The themes of dominance and aggression running through ‘Alpha Games’ suggest a hostile mentality towards the current world situation- it seems the band, and lead singer Kele Okereke in particular, have an axe to grind.
As Kele described in a recent NME interview: ‘This is a dark time in this country and I am hopeful it will change, but I don’t see how. I don’t think the gatekeepers want it to change.’
In an aside to the crowd before new song ‘Traps’ Kele states in a combative tone “This is a song for everyone who feels unhappy or angry at the way things are”.
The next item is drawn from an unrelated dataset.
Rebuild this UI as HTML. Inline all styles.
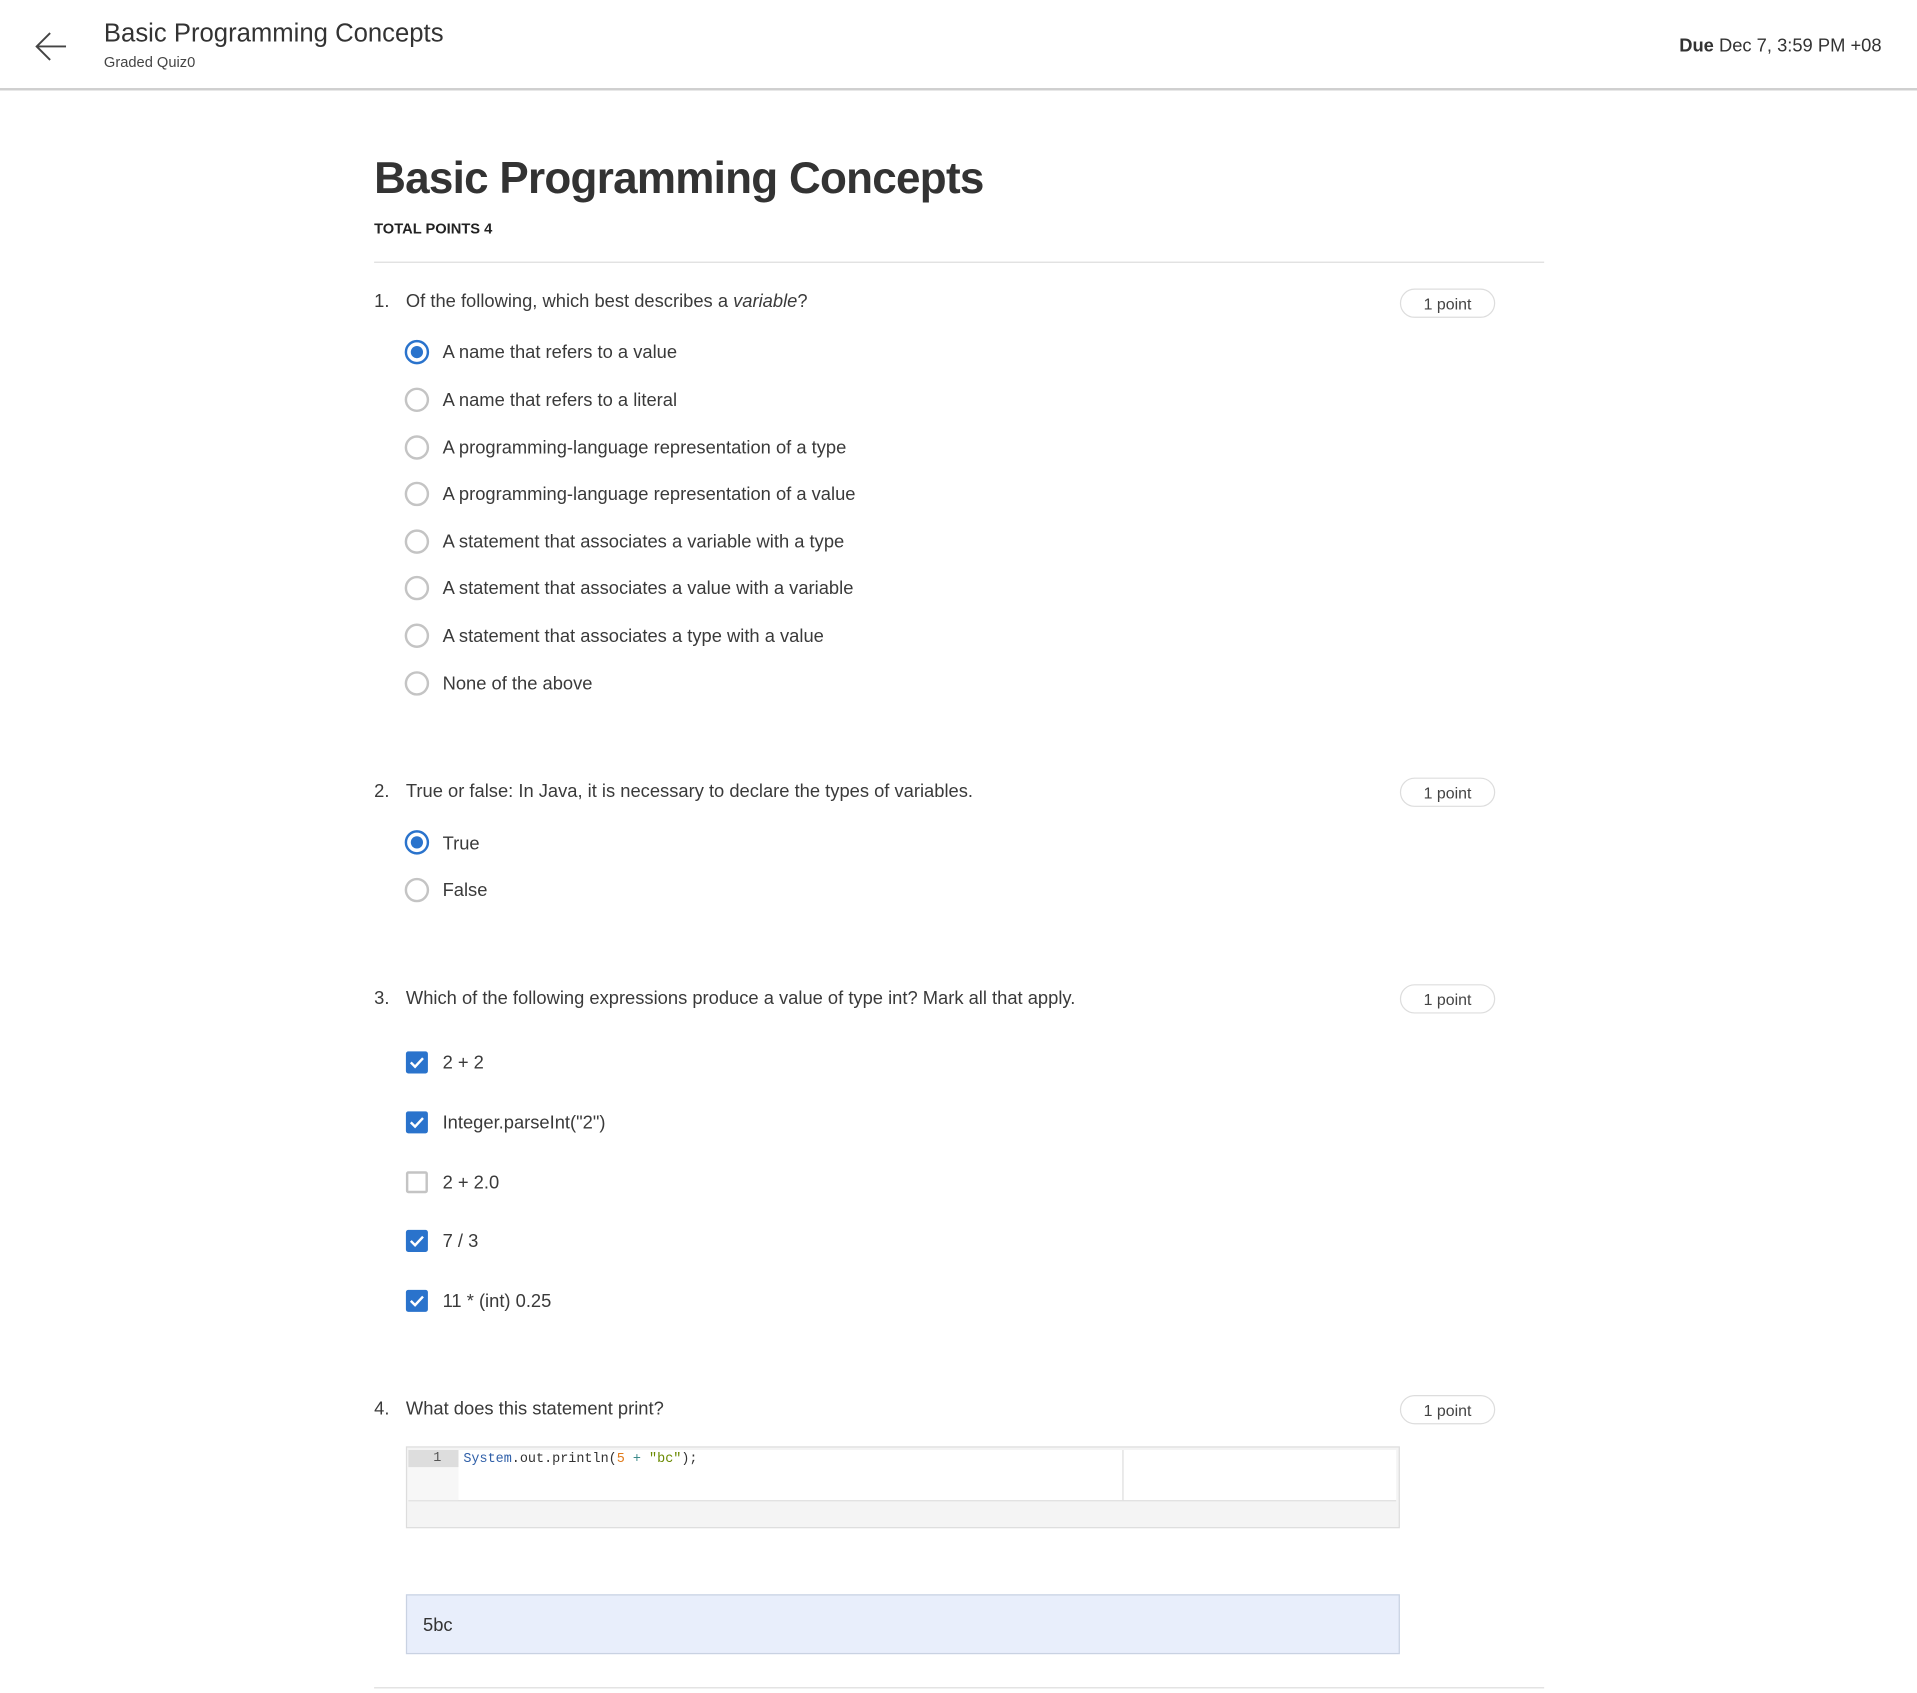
<!DOCTYPE html>
<html><head><meta charset="utf-8"><style>
html,body{margin:0;padding:0;background:#fff;width:1917px;height:1693px;overflow:hidden}
#w{position:absolute;left:0;top:0;width:1568px;height:1385px;transform:scale(1.2226);transform-origin:0 0;font-family:"Liberation Sans",sans-serif;color:#333}
.a{position:absolute;white-space:nowrap}
.t{font-size:15px;color:#3a3a3a;line-height:18px;margin-top:1px}
.r{position:absolute;width:16px;height:16px;border:2px solid #c4c4c4;border-radius:50%;left:331px}
.r.s{border-color:#2a73cc}
.r.s:after{content:"";position:absolute;left:3px;top:3px;width:10px;height:10px;border-radius:50%;background:#2a73cc}
.c{position:absolute;left:332px;width:18px;height:18px;border-radius:2px;box-sizing:border-box}
.c.s{background:#2a73cc}
.c.u{border:2px solid #c4c4c4}
.p{position:absolute;left:1145px;width:76px;height:22px;border:1px solid #ddd;border-radius:12px;font-size:13px;color:#444;text-align:center;line-height:23px}
</style></head><body><div id="w">
<div style="position:absolute;left:0;top:72px;width:1568px;height:2px;background:#cfcfcf"></div>
<svg class="a" style="left:28px;top:24px" width="28" height="28" viewBox="0 0 28 28"><path d="M26 14H3M13 3L2 14l11 11" fill="none" stroke="#444" stroke-width="1.6"/></svg>
<div class="a" style="left:85px;top:16px;font-size:21px;color:#333">Basic Programming Concepts</div>
<div class="a" style="left:85px;top:44px;font-size:12px;color:#444">Graded Quiz0</div>
<div class="a" style="right:29px;top:29px;font-size:15px;color:#333"><b>Due</b> Dec 7, 3:59 PM +08</div>

<div class="a" style="left:306px;top:125px;font-size:36px;letter-spacing:-0.6px;font-weight:bold;color:#333">Basic Programming Concepts</div>
<div class="a" style="left:306px;top:180px;font-size:12px;font-weight:bold;color:#222">TOTAL POINTS 4</div>
<div style="position:absolute;left:306px;top:214px;width:957px;height:1px;background:#ddd"></div>

<div class="a t" style="left:306px;top:237px">1.</div>
<div class="a t" style="left:332px;top:237px">Of the following, which best describes a <i>variable</i>?</div>
<div class="p" style="top:236px">1 point</div>
<div class="r s" style="top:278px"></div><div class="a t" style="left:362px;top:279px">A name that refers to a value</div>
<div class="r" style="top:317px"></div><div class="a t" style="left:362px;top:318px">A name that refers to a literal</div>
<div class="r" style="top:356px"></div><div class="a t" style="left:362px;top:357px">A programming-language representation of a type</div>
<div class="r" style="top:394px"></div><div class="a t" style="left:362px;top:395px">A programming-language representation of a value</div>
<div class="r" style="top:433px"></div><div class="a t" style="left:362px;top:434px">A statement that associates a variable with a type</div>
<div class="r" style="top:471px"></div><div class="a t" style="left:362px;top:472px">A statement that associates a value with a variable</div>
<div class="r" style="top:510px"></div><div class="a t" style="left:362px;top:511px">A statement that associates a type with a value</div>
<div class="r" style="top:549px"></div><div class="a t" style="left:362px;top:550px">None of the above</div>

<div class="a t" style="left:306px;top:638px">2.</div>
<div class="a t" style="left:332px;top:638px">True or false: In Java, it is necessary to declare the types of variables.</div>
<div class="p" style="top:636px">1 point</div>
<div class="r s" style="top:679px"></div><div class="a t" style="left:362px;top:681px">True</div>
<div class="r" style="top:718px"></div><div class="a t" style="left:362px;top:719px">False</div>

<div class="a t" style="left:306px;top:807px">3.</div>
<div class="a t" style="left:332px;top:807px">Which of the following expressions produce a value of type int? Mark all that apply.</div>
<div class="p" style="top:805px">1 point</div>
<div class="c s" style="top:860px"><svg width="18" height="18"><path d="M4 9l3.5 3.5L14 5.5" fill="none" stroke="#fff" stroke-width="2"/></svg></div><div class="a t" style="left:362px;top:860px">2 + 2</div>
<div class="c s" style="top:909px"><svg width="18" height="18"><path d="M4 9l3.5 3.5L14 5.5" fill="none" stroke="#fff" stroke-width="2"/></svg></div><div class="a t" style="left:362px;top:909px">Integer.parseInt("2")</div>
<div class="c u" style="top:958px"></div><div class="a t" style="left:362px;top:958px">2 + 2.0</div>
<div class="c s" style="top:1006px"><svg width="18" height="18"><path d="M4 9l3.5 3.5L14 5.5" fill="none" stroke="#fff" stroke-width="2"/></svg></div><div class="a t" style="left:362px;top:1006px">7 / 3</div>
<div class="c s" style="top:1055px"><svg width="18" height="18"><path d="M4 9l3.5 3.5L14 5.5" fill="none" stroke="#fff" stroke-width="2"/></svg></div><div class="a t" style="left:362px;top:1055px">11 * (int) 0.25</div>

<div class="a t" style="left:306px;top:1143px">4.</div>
<div class="a t" style="left:332px;top:1143px">What does this statement print?</div>
<div class="p" style="top:1141px">1 point</div>
<div style="position:absolute;left:332px;top:1183px;width:811px;height:65px;border:1px solid #ddd;background:#f4f4f4">
 <div style="position:absolute;left:1px;top:2px;width:808px;height:41px;background:#fff;border-bottom:1px solid #ddd">
  <div style="position:absolute;left:0;top:0;width:41px;height:41px;background:#f7f7f7"></div>
  <div style="position:absolute;left:0;top:0;width:41px;height:14px;background:#ddd;font:11px 'Liberation Mono',monospace;text-align:right;line-height:14px;color:#555"><span style="padding-right:14px">1</span></div>
  <div class="a" style="left:45px;top:1px;font:11px 'Liberation Mono',monospace;line-height:14px;color:#333"><span style="color:#2f5fa8">System</span>.out.println(<span style="color:#e07a1a">5</span> <span style="color:#3a8a8a">+</span> <span style="color:#6a8a00">"bc"</span>);</div>
  <div style="position:absolute;left:584px;top:0;width:1px;height:41px;background:#ddd"></div>
 </div>
</div>
<div style="position:absolute;left:332px;top:1304px;width:811px;height:47px;border:1px solid #c9d2e2;background:#e8eefb"><div class="a t" style="left:13px;top:15px;color:#333">5bc</div></div>
<div style="position:absolute;left:306px;top:1380px;width:957px;height:1px;background:#ddd"></div>
</div></body></html>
A superb rendition of ‘Biko’ from 2009 album ‘Intimacy’ is a welcome change to the frenetic pace of the setlist.
The fragility of the lyric ‘Biko, toughen up/ This world isn’t kind to little things’ feels like a powerful lament of a ruthless world.
A wave of anticipation builds for ‘Flux’ in the encore with its exhilarating light show, the crowd shouting along to every word.
Jangling closer ‘She’s Hearing Voices’ ends the set with the distinctive ferocity that defines Bloc Party on their return to glory.